Citations sur Une histoire de la fiche érudite (12)
D'une redoutable efficacité, la fiche facilite les renvois, rend possible une lecture fragmentaire, sert à multiplier les informations ponctuelles, à les compiler, à les commenter, à les expliciter, à les vérifier et à les corriger, ou encore à les authentifier. Elle engage aussi la question de la visualisation, et de la remémoration. Dans bien des cas, enfin, elle favorise l'inventivité et encourage l'imagination, incitant même le savant à entrer dans l'écriture et dans l' envie de transmettre au plus grand nombre le résultat de ses recherches.
En rendant les savoirs concrets, visibles, accessibles d'un coup de main, le système de la fiche facilite l'oubli, encourage l'amnésie. Il n'est plus nécessaire d'exercer sa mémoire puisque désormais, et grâce à une série de signes particuliers comme l'emploi d'une couleur ou l'organisation spatiale de la fiche, tout est fait pour soulager le savant de ce travail de mémorisation, au point de le rendre totalement inutile. Il devient plus important de se rappeler le lieu de stockage de l'information que l'information elle-même.
Théologie, droit, philologie, médecine, chimie... Les premiers savants qui décident d'utiliser les fiches ont des ancrages disciplinaires multiples.
L'armoire érudite a permis d'améliorer sensiblement la qualité et la fiabilité des informations recueillies sur fiches, mettant en avant l'idée d'une possible standardisation du travail d'érudition. Cependant, il faut attendre le dernier tiers du XIXe siècle pour que la question du mobilier devienne une préoccupation constante tant pour les savants que pour les diverses institutions qui ont fait le choix de recourir à la pratique du fichier.
C'est en 1878 qu'est envisagé pour la première fois l'idée d'un format international.
( C'est ce que semble indiquer Albert Maire dans son Manuel pratique du bibliothécaire, Paris, Picard, 1896 )
Ce qu'il faut s'approprier d'un maître, outre son savoir, c'est une manière de travailler et donc de "pratiquer" la science au quotidien, en particulier lorsqu'il s'agit de faire des fiches.
Antoine Albalat y associe également la question de la mémorisation :
si on enseignait aux élèves à faire des fiches, ils retiendraient infiniment plus de choses, et beaucoup plus facilement, parce que l'obligation seule de les écrire les leur graverait dans l'esprit, parce que relire c'est continuer à apprendre, et parce qu'enfin il y a toujours quelque chance de mieux retenir ce qu'on a pris la peine de ne pas perdre de vue. ( Antoine Albalat, Comment on devient écrivain, Paris, Plon, 1925, page 145 )

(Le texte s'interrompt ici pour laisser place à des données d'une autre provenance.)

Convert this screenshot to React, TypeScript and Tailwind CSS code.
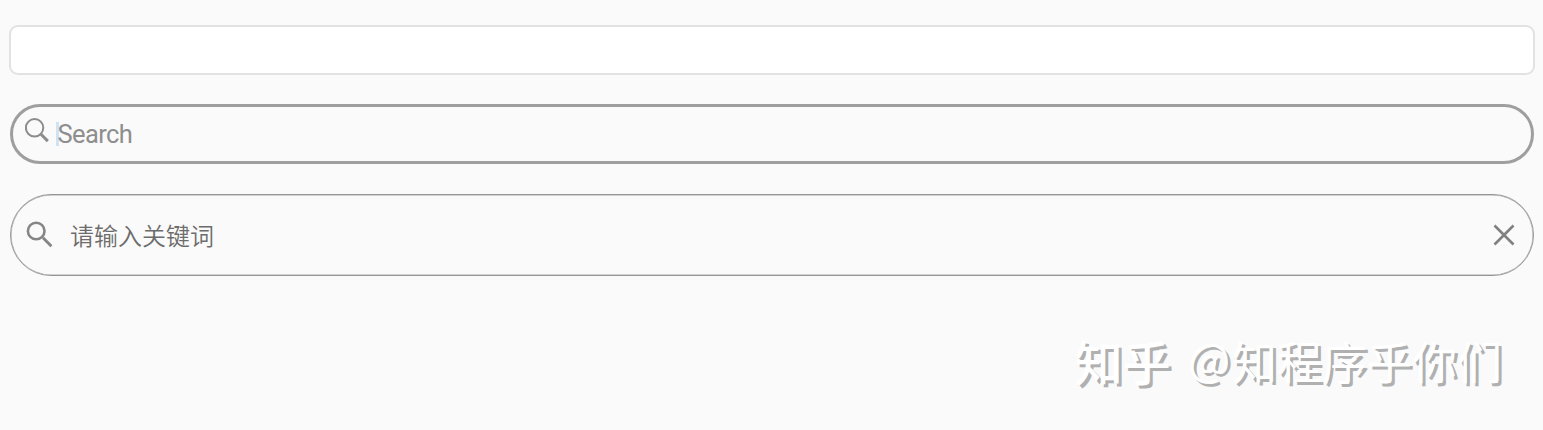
function SearchBar() {
  return (
    <div className="flex h-[60px] rounded-full border-3 border-[#9e9e9e] pl-3">
      <svg className="mt-[11px] h-7 w-7 shrink-0" viewBox="0 0 28 28" fill="none" stroke="#8c8c8c">
        <circle cx="9.6" cy="9.8" r="8.7" strokeWidth="2" />
        <path d="M16 16.3L22.8 23.1" strokeWidth="3" />
      </svg>
      <span className="mt-[15px] ml-[3px] h-6 w-[3px] bg-[#cfe3f3]" />
      <span className="-ml-[1.5px] font-['Roboto',sans-serif] text-[25.5px] leading-[54px] tracking-[-0.6px] text-[#8e8e8e]">
        Search
      </span>
    </div>
  );
}

function KeywordBar() {
  return (
    <div className="flex h-[82px] items-center justify-between rounded-full border border-[#979797] pr-[18px] pl-[15px] shadow-[inset_0_0_0_0.5px_#a8a8a8]">
      <div className="flex items-center">
        <svg className="h-7 w-7" viewBox="0 0 28 28" fill="none" stroke="#868686">
          <circle cx="10.2" cy="10" r="8.3" strokeWidth="2.6" />
          <path d="M17 16.8L25.4 25.2" strokeWidth="3" />
        </svg>
        <span className="ml-4 font-['Noto_Sans_CJK_SC',sans-serif] text-2xl font-[350] text-[#6c6c6c]">
          请输入关键词
        </span>
      </div>
      <svg className="h-[22px] w-[22px]" viewBox="0 0 22 22" fill="none" stroke="#808080" strokeWidth="2.6">
        <path d="M1.5 1.5l19 19M20.5 1.5l-19 19" />
      </svg>
    </div>
  );
}

export default function App() {
  return (
    <div className="flex h-[430px] w-full flex-col bg-[#fafafa] pt-[25px] pr-[9px] pl-2.5">
      <div className="-mr-px -ml-px h-[50px] shrink-0 rounded-[9px] border-2 border-[#e2e2e2] bg-white" />
      <div className="mt-[29px] shrink-0">
        <SearchBar />
      </div>
      <div className="mt-[30px] shrink-0">
        <KeywordBar />
      </div>
      <div className="mt-[50px] mr-8 flex justify-end font-['Noto_Sans_CJK_SC',sans-serif] whitespace-nowrap text-white [text-shadow:3px_3px_0_#b0b0b0]">
        <span className="mr-[17px] text-[48px] leading-[68px] font-medium">知乎</span>
        <span className="mr-0.5 text-[44.5px] leading-[62px]">@</span>
        <span className="text-[45px] leading-[70px]">知程序乎你们</span>
      </div>
    </div>
  );
}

Écrire, accumuler, vérifier, fragmenter, réemployer... chacun de ces arguments en faveur du fichier sera repris pour démontrer, aussi, les limites du système.
Ces nombreuses instructions dispensées depuis le XIXe siècle pour réaliser un bon fichier se prolongent aujourd'hui sur Internet où se multiplient les "tutoriels" qui montrent comment résumer un ouvrage, prendre des notes, et le mettre en fiches - signe que la pratique n'a pas totalement disparu des gestes que doivent maîtriser les "jeunes" chercheurs.
Comment, surtout, se prémunir contre les effets morbides du principe du "cela peut toujours servir" qui est à la base de la composition d'un fichier, et qui rend difficile, voire impossible, la production d'une synthèse, d'une cohérence, ou encore d'une vision globalisante et unifiante du savoir produit ?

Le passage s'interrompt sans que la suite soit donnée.